まずは要介護者が同居している世帯において、介護する側がストレスや悩みを抱えているか否かについて。全体では6割強、男女別では概して女性の方が、ストレス保有者が多い。
↑ 性・年齢階級別にみた同居している主な介護者の悩みやストレスのある者の割合
それ以外の傾向としては、介護する側が若年層、具体的には40代くらいまでの方がストレス度が高い状況が見て取れる。特に40代は7-8割近くが「ストレス・悩みあり」と回答。問題の深刻さがうかがえる。
それでは具体的に、どのような問題を悩み・ストレスの原因として認識しているのか。もっとも多数の人が問題視しているのは、介護している対象の病気や介護そのもの。男性は6割強、女性に至っては7割強の人がこの問題に頭を悩ませている。

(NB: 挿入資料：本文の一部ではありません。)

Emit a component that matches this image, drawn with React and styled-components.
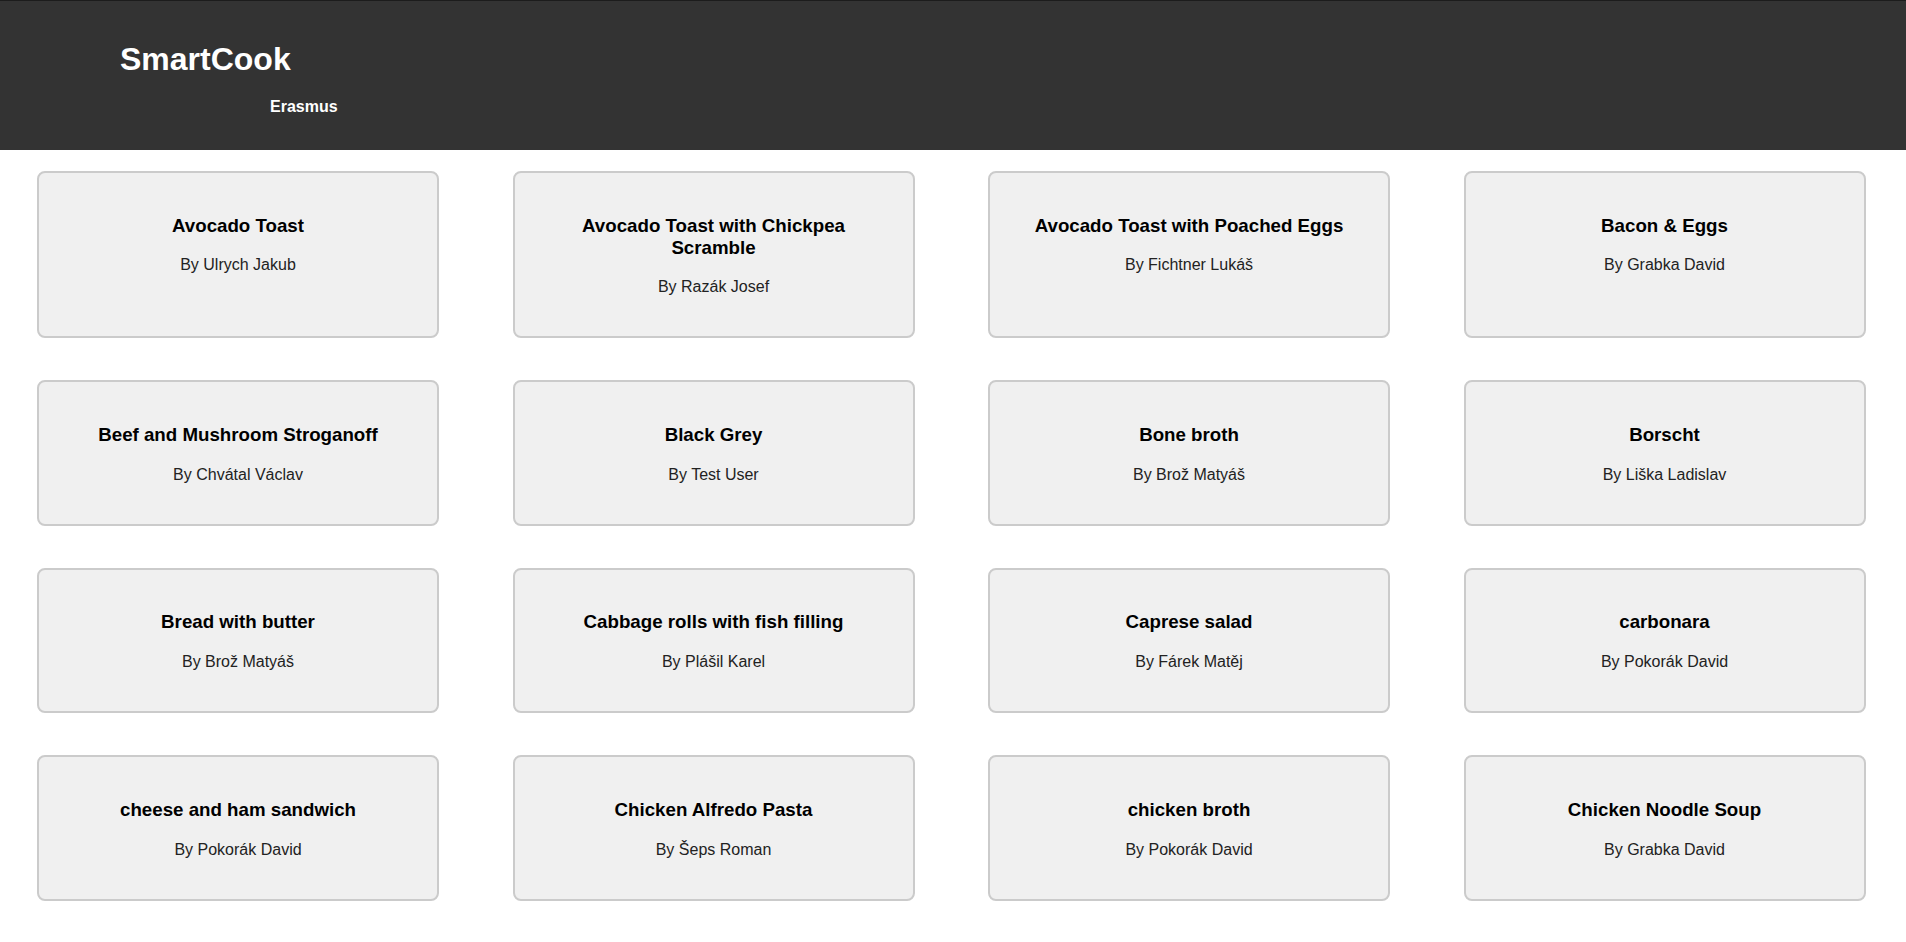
import React from "react";
import styled, { createGlobalStyle } from "styled-components";

const recipes = [
  { title: "Avocado Toast", author: "Ulrych Jakub" },
  { title: "Avocado Toast with Chickpea Scramble", author: "Razák Josef" },
  { title: "Avocado Toast with Poached Eggs", author: "Fichtner Lukáš" },
  { title: "Bacon & Eggs", author: "Grabka David" },
  { title: "Beef and Mushroom Stroganoff", author: "Chvátal Václav" },
  { title: "Black Grey", author: "Test User" },
  { title: "Bone broth", author: "Brož Matyáš" },
  { title: "Borscht", author: "Liška Ladislav" },
  { title: "Bread with butter", author: "Brož Matyáš" },
  { title: "Cabbage rolls with fish filling", author: "Plášil Karel" },
  { title: "Caprese salad", author: "Fárek Matěj" },
  { title: "carbonara", author: "Pokorák David" },
  { title: "cheese and ham sandwich", author: "Pokorák David" },
  { title: "Chicken Alfredo Pasta", author: "Šeps Roman" },
  { title: "chicken broth", author: "Pokorák David" },
  { title: "Chicken Noodle Soup", author: "Grabka David" },
  { title: "Chicken Soup", author: "Ulrych Jakub" },
  { title: "Chili con Carne", author: "Razák Josef" },
  { title: "Chocolate Cake", author: "Fichtner Lukáš" },
  { title: "Couscous salad", author: "Liška Ladislav" },
];

const GlobalStyle = createGlobalStyle`
  html {
    overflow-y: scroll;
  }
  html::-webkit-scrollbar {
    width: 4px;
  }
  html::-webkit-scrollbar-track {
    background: #f1f1f1;
    border-left: 1px solid #e4e4e4;
  }
  html::-webkit-scrollbar-thumb {
    background: #c4c4c4;
  }
  body {
    margin: 0;
    background: #fff;
    font-family: "Liberation Sans", Arial, sans-serif;
  }
`;

const Header = styled.header`
  box-sizing: border-box;
  height: 150px;
  background-color: #333;
  border-top: 1px solid #1c1c1c;
  padding: 40px 0 0 120px;
  color: #fff;
`;

const Logo = styled.h1`
  margin: 0;
  font-size: 32px;
  font-weight: bold;
`;

const Nav = styled.nav`
  margin: 20px 0 0 150px;
  font-size: 16px;
  font-weight: bold;
`;

const Grid = styled.main`
  display: grid;
  grid-template-columns: repeat(4, 402px);
  column-gap: 73.5px;
  row-gap: 42px;
  padding: 21px 0 40px 37px;
`;

const Card = styled.div`
  background-color: #f0f0f0;
  border: 2px solid #cbcbcb;
  border-radius: 8px;
  padding: 24px 30px;
  text-align: center;
`;

const Title = styled.h3`
  margin: 17.7px 0 19.7px;
  font-size: 18.72px;
  color: #000;
`;

const Author = styled.p`
  margin: 16px 0;
  font-size: 16px;
  color: #222;
`;

export default function App() {
  return (
    <>
      <GlobalStyle />
      <Header>
        <Logo>SmartCook</Logo>
        <Nav>Erasmus</Nav>
      </Header>
      <Grid>
        {recipes.map((r) => (
          <Card key={r.title}>
            <Title>{r.title}</Title>
            <Author>By {r.author}</Author>
          </Card>
        ))}
      </Grid>
    </>
  );
}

↑ 性別にみた同居している主な介護者の悩みやストレスの原因の割合(複数回答)
やはりさしあたって目の前にある問題が、一番のストレスの原因となる、ということだ。
気になるのは第一位の「家族の病気や介護」と比べれば割合は半分以下でしかないが、「自分の病気や介護」が第二位についていること。同調査別項目の結果を見ると、介護する側の34.1%が70歳以上の高齢者で占められている。自分自身の高齢・病気などと物理的・心理的に戦いながら介護を続け、ストレスをためている様子がうかがえる。
【子どもと成人とお年寄りの割合の変化】などのように、高齢者比率が増加する昨今。介護問題は介護される側はもちろんのこと、介護する側にもスポットライトを当て、皆で議論と解決策の模索をしなければならないのはいうまでも無い。